Примерно в то время, когда я занимался пациенткой с депрессией, опыт другого человека, получившего психическую травму на войне во Вьетнаме, помог понять мощь психотерапевтических отношений и важность видения разума как воплощенного в теле и погруженного в отношения. У Билла часто были приливы воспоминаний (так называемых флешбэков[61]) и другие навязчивые симптомы посттравматического стрессового расстройства (ПТСР). Никто из руководства не помог мне понять, каким образом психотравма может настолько повлиять на человека, чтобы вызвать у него ПТСР. Учитывая мое образование в области биологии и любовь к нейробиологии, я обратился к исследованиям памяти и нашел новые научные эксперименты по гиппокампу — части головного мозга, интегрирующей ранние слои имплицитной памяти, которую иногда называют недекларативной, в более явные, декларативные формы. Информация о том, как нервные пути опосредуют память, позволила понять смысл симптомов ПТСР у моих пациентов, которые в противном случае вызывали смущение.
Позже я встретился с исследователями, открывшими эти особенности, и высказал следующее предположение.
Гиппокамп интегрирует память из входящих сигналов в доступные гибкие рассуждения о прошлых событиях. При повреждении этой части мозга блокируется преобразование памяти из начальных слоев в более сложные ментальные репрезентации, которые позднее можно провести через рефлексию. Это конструктивные механизмы памяти — от кодирования до хранения и воспроизведения, — переводящие ранние, базовые формы в более сложные аспекты автобиографических воспоминаний. Кортизол (гормон, выделяемый при сильном стрессе) на некоторое время отключает гиппокамп, а если выделение этого гормона продолжается, гиппокамп может быть даже поврежден. Поскольку психотравма провоцирует избыток кортизола, не поражает ли подавляющее событие гиппокамп временно, а в некоторых случаях и на более длительный срок?

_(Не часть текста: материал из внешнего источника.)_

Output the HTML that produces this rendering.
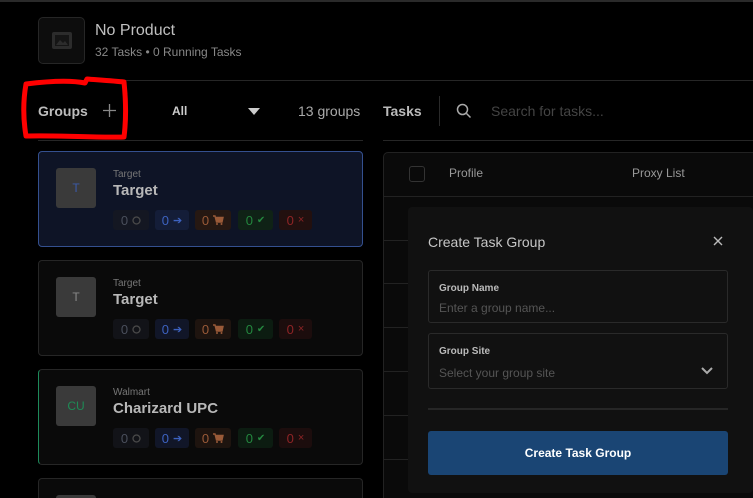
<!DOCTYPE html>
<html style="width:753px;height:498px;overflow:hidden"><head><meta charset="utf-8"><style>
*{box-sizing:border-box;margin:0;padding:0}
body{width:753px;height:498px;background:#000;overflow:hidden;position:relative;font-family:"Liberation Sans",sans-serif;color:#bbb}
.a{position:absolute}
.card{position:absolute;left:38px;width:325px;height:96px;border:1px solid #262626;border-radius:4px;background:#0a0a0a}
.av{position:absolute;left:17px;top:16px;width:40px;height:40px;background:#3a3a3a;border-radius:3px;font-size:12px;display:flex;align-items:center;justify-content:center}
.site{position:absolute;left:74px;top:17px;font-size:10px;color:#777}
.name{position:absolute;left:74px;top:30px;font-size:15px;font-weight:bold;color:#b8b8b8}
.b{position:absolute;top:58px;height:20px;border-radius:3px;font-size:13px;display:flex;align-items:center;justify-content:center;gap:4px}
.row{position:absolute;left:384px;width:369px;height:1px;background:#222}
</style></head><body>
<div class="a" style="left:0;top:0;width:753px;height:2px;background:#2a2a2a"></div>
<div class="a" style="left:38px;top:17px;width:47px;height:47px;border:1px solid #262626;border-radius:5px;background:#0d0d0d">
<svg class="a" style="left:12px;top:12px" width="22" height="22" viewBox="0 0 22 22"><rect x="1" y="2" width="20" height="17" rx="2" fill="#2c2c2c"/><rect x="4" y="5" width="14" height="11" fill="#151515"/><path d="M5 15l4-5 3 3 2-2 3 4z" fill="#2c2c2c"/></svg></div>
<div class="a" style="left:95px;top:22px;font-size:16px;color:#c0c0c0">No Product</div>
<div class="a" style="left:95px;top:45px;font-size:12px;color:#888">32 Tasks • 0 Running Tasks</div>
<div class="a" style="left:38px;top:80px;width:715px;height:1px;background:#262626"></div>
<div class="a" style="left:38px;top:103px;font-size:14px;font-weight:bold;color:#bdbdbd">Groups</div>
<svg class="a" style="left:103px;top:104px" width="13" height="13" viewBox="0 0 13 13"><path d="M6.5 0v13M0 6.5h13" stroke="#888" stroke-width="1.3"/></svg>
<div class="a" style="left:172px;top:104px;font-size:12px;font-weight:bold;color:#ccc">All</div>
<div class="a" style="left:248px;top:108px;width:0;height:0;border-left:6px solid transparent;border-right:6px solid transparent;border-top:7px solid #ccc"></div>
<div class="a" style="left:298px;top:103px;font-size:14px;color:#aaa">13 groups</div>
<div class="a" style="left:383px;top:103px;font-size:14px;font-weight:bold;color:#bbb">Tasks</div>
<div class="a" style="left:439px;top:96px;width:1px;height:30px;background:#2a2a2a"></div>
<svg class="a" style="left:456px;top:103px" width="16" height="16" viewBox="0 0 16 16"><circle cx="6.5" cy="6.5" r="5" fill="none" stroke="#aaa" stroke-width="1.5"/><path d="M10.5 10.5l4 4" stroke="#aaa" stroke-width="1.5"/></svg>
<div class="a" style="left:491px;top:103px;font-size:14px;color:#444">Search for tasks...</div>
<div class="a" style="left:38px;top:140px;width:325px;height:1px;background:#262626"></div>
<div class="a" style="left:383px;top:140px;width:370px;height:1px;background:#262626"></div>
<svg class="a" style="left:20px;top:76px" width="112" height="68" viewBox="0 0 112 68"><path d="M6 8 C30 5 50 4 65 7 L67 3 C80 4 95 5 104 6 C106 25 106 45 104 61 C75 62 40 59 6 60 C3 42 3 25 6 8 Z" fill="none" stroke="#f00" stroke-width="5" stroke-linejoin="round"/></svg>

<svg width="0" height="0" style="position:absolute"><defs>
<g id="cart"><path d="M0 1h2l1.5 6h5.5l1-4.5H3" fill="none" stroke="currentColor" stroke-width="1.4"/><rect x="3" y="3" width="6.5" height="3.5" fill="currentColor"/><circle cx="4" cy="9" r="1" fill="currentColor"/><circle cx="8.5" cy="9" r="1" fill="currentColor"/></g>
</defs></svg>

<div class="card" style="top:151px;background:#0e1426;border-color:#34508f"><div class="av" style="color:#3a5aa8">T</div><div class="site">Target</div><div class="name">Target</div>
<div class="b" style="left:74px;width:36px;background:#141722;color:#4a4f5c">0 <svg width="9" height="9"><circle cx="4.5" cy="4.5" r="3.5" fill="none" stroke="#4a4a4a" stroke-width="1.3"/></svg></div><div class="b" style="left:116px;width:34px;background:#141d38;color:#3d62c0">0 <span style="font-size:11px">➔</span></div><div class="b" style="left:156px;width:36px;background:#261812;color:#9a5a38">0 <svg width="11" height="11" style="color:#9a5a38"><use href="#cart"/></svg></div><div class="b" style="left:199px;width:35px;background:#0f2216;color:#24873f">0 <span style="font-size:10px">✔</span></div><div class="b" style="left:240px;width:33px;background:#22100f;color:#8e2426">0 <span style="font-size:11px">×</span></div></div>

<div class="card" style="top:260px"><div class="av" style="color:#888">T</div><div class="site">Target</div><div class="name">Target</div>
<div class="b" style="left:74px;width:36px;background:#121318;color:#4a4f5c">0 <svg width="9" height="9"><circle cx="4.5" cy="4.5" r="3.5" fill="none" stroke="#4a4a4a" stroke-width="1.3"/></svg></div><div class="b" style="left:116px;width:34px;background:#111628;color:#3d62c0">0 <span style="font-size:11px">➔</span></div><div class="b" style="left:156px;width:36px;background:#1e140f;color:#9a5a38">0 <svg width="11" height="11" style="color:#9a5a38"><use href="#cart"/></svg></div><div class="b" style="left:199px;width:35px;background:#0c1c11;color:#24873f">0 <span style="font-size:10px">✔</span></div><div class="b" style="left:240px;width:33px;background:#1c0d0d;color:#8e2426">0 <span style="font-size:11px">×</span></div></div>

<div class="card" style="top:369px;border-left-color:#1d8a5a"><div class="av" style="color:#1e8a55">CU</div><div class="site">Walmart</div><div class="name">Charizard UPC</div>
<div class="b" style="left:74px;width:36px;background:#121318;color:#4a4f5c">0 <svg width="9" height="9"><circle cx="4.5" cy="4.5" r="3.5" fill="none" stroke="#4a4a4a" stroke-width="1.3"/></svg></div><div class="b" style="left:116px;width:34px;background:#111628;color:#3d62c0">0 <span style="font-size:11px">➔</span></div><div class="b" style="left:156px;width:36px;background:#1e140f;color:#9a5a38">0 <svg width="11" height="11" style="color:#9a5a38"><use href="#cart"/></svg></div><div class="b" style="left:199px;width:35px;background:#0c1c11;color:#24873f">0 <span style="font-size:10px">✔</span></div><div class="b" style="left:240px;width:33px;background:#1c0d0d;color:#8e2426">0 <span style="font-size:11px">×</span></div></div>
<div class="card" style="top:478px;height:20px;border-bottom:none;border-radius:4px 4px 0 0"><div class="av" style="top:16px;height:4px;border-radius:3px 3px 0 0"></div></div>

<div class="a" style="left:383px;top:152px;width:380px;height:346px;border:1px solid #222;border-bottom:none;border-radius:5px 5px 0 0;background:#0a0a0a"></div>
<div class="a" style="left:409px;top:166px;width:16px;height:16px;border:1px solid #333;border-radius:3px"></div>
<div class="a" style="left:449px;top:166px;font-size:12px;color:#999">Profile</div>
<div class="a" style="left:632px;top:166px;font-size:12px;color:#999">Proxy List</div>
<div class="row" style="top:196px"></div><div class="row" style="top:240px"></div><div class="row" style="top:283px"></div><div class="row" style="top:327px"></div><div class="row" style="top:371px"></div><div class="row" style="top:415px"></div><div class="row" style="top:459px"></div>

<div class="a" style="left:408px;top:207px;width:345px;height:286px;background:#111;border-radius:4px"></div>
<div class="a" style="left:428px;top:234px;font-size:14px;color:#c6c6c6">Create Task Group</div>
<svg class="a" style="left:713px;top:236px" width="10" height="10" viewBox="0 0 10 10"><path d="M1 1l8 8M9 1l-8 8" stroke="#bbb" stroke-width="1.4"/></svg>
<div class="a" style="left:428px;top:270px;width:300px;height:53px;border:1px solid #2a2a2a;border-radius:3px"></div>
<div class="a" style="left:439px;top:283px;font-size:10px;font-weight:bold;color:#bbb">Group Name</div>
<div class="a" style="left:439px;top:301px;font-size:12px;color:#555">Enter a group name...</div>
<div class="a" style="left:428px;top:333px;width:300px;height:56px;border:1px solid #2a2a2a;border-radius:3px"></div>
<div class="a" style="left:439px;top:346px;font-size:10px;font-weight:bold;color:#bbb">Group Site</div>
<div class="a" style="left:439px;top:366px;font-size:12px;color:#555">Select your group site</div>
<svg class="a" style="left:700px;top:366px" width="14" height="10" viewBox="0 0 14 10"><path d="M2 2l5 5 5-5" fill="none" stroke="#aaa" stroke-width="2"/></svg>
<div class="a" style="left:428px;top:408px;width:300px;height:2px;background:#262626"></div>
<div class="a" style="left:428px;top:431px;width:300px;height:44px;background:#1a4574;border-radius:3px;color:#fff;font-size:12px;font-weight:bold;display:flex;align-items:center;justify-content:center">Create Task Group</div>
</body></html>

Были и другие экспериментальные данные, которые, казалось, имели отношение к тому, что описывали многие пациенты. Если внимание направлено в сторону от какого-то аспекта среды, гиппокамп не вовлечен в кодирование этой части опыта, и явные, гибкие формы памяти не возникают. И поэтому если получается сознательно разделить, диссоциировать внимание, сосредоточивая его на нетравматических образах и аспектах мира, можно отвлечь гиппокамп, который для активации нуждается в участии фокального, сознательного внимания. Если инициирована диссоциация, обработка в гиппокампе также будет заблокирована.
Тем не менее не связанная с гиппокампом имплицитная память не требует фокусировать сознательный разум для кодирования этих элементов. Возможно, избыточная секреция адреналина во время травмы приводила к еще более сильной кодировке недекларативных аспектов памяти, имплицитных компонентов эмоций, восприятия, телесных ощущений и поведения.
Эти вопросы представлялись такими важными потому, что без работы гиппокампа имплицитный слой памяти оставался бы чистым. В исследовании, которое я читал, говорилось: если чистая имплицитная память воспроизводилась из хранилища в момент, когда какой-то ключ вызывал ее активацию, то вовлекались эмоции, восприятие, телесные ощущения и даже поведение, однако все это не обозначалось как связанное с воспоминаниями. Это поразило мое воображение. Другими словами, базовые научные сведения о памяти помогают клинически объяснить, как психотравмирующие события кодируются в имплицитной памяти, а затем возвращаются и воспроизводятся в виде широкого спектра симптомов ПТСР, включая вторгающиеся воспоминания и эмоции, избегающее поведение и даже повторное перепроживание (флешбэки). Эти перепроживания могут быть спектром имплицитной памяти, полностью воспроизведенной в сознавании, но без эксплицитного обозначения, что они связаны с чем-то в прошлом.
Ученые, с которыми я встречался, подтвердили теоретическую обоснованность этой гипотезы. В клинической работе я обнаружил, что новые научные данные о памяти и мозге позволяют объяснить механизмы, лежащие в основе паттернов страданий людей с ПТСР. Более того, эти рамки должны обозначить направление новых подходов к психотерапевтическому вмешательству. Если я играю важную роль в лечении пациентов — могу присутствовать, сонастраиваться и резонировать, чтобы способствовать доверию, — тогда получается создавать условия для позитивных изменений. Но кроме соединения в отношениях — применения промежуточного аспекта разума в психотерапии — нужно что-то большее. Я должен был понять организм: знать, как эффективно работать с нейрональными системами головного мозга, чтобы подобраться к внутреннему аспекту разума.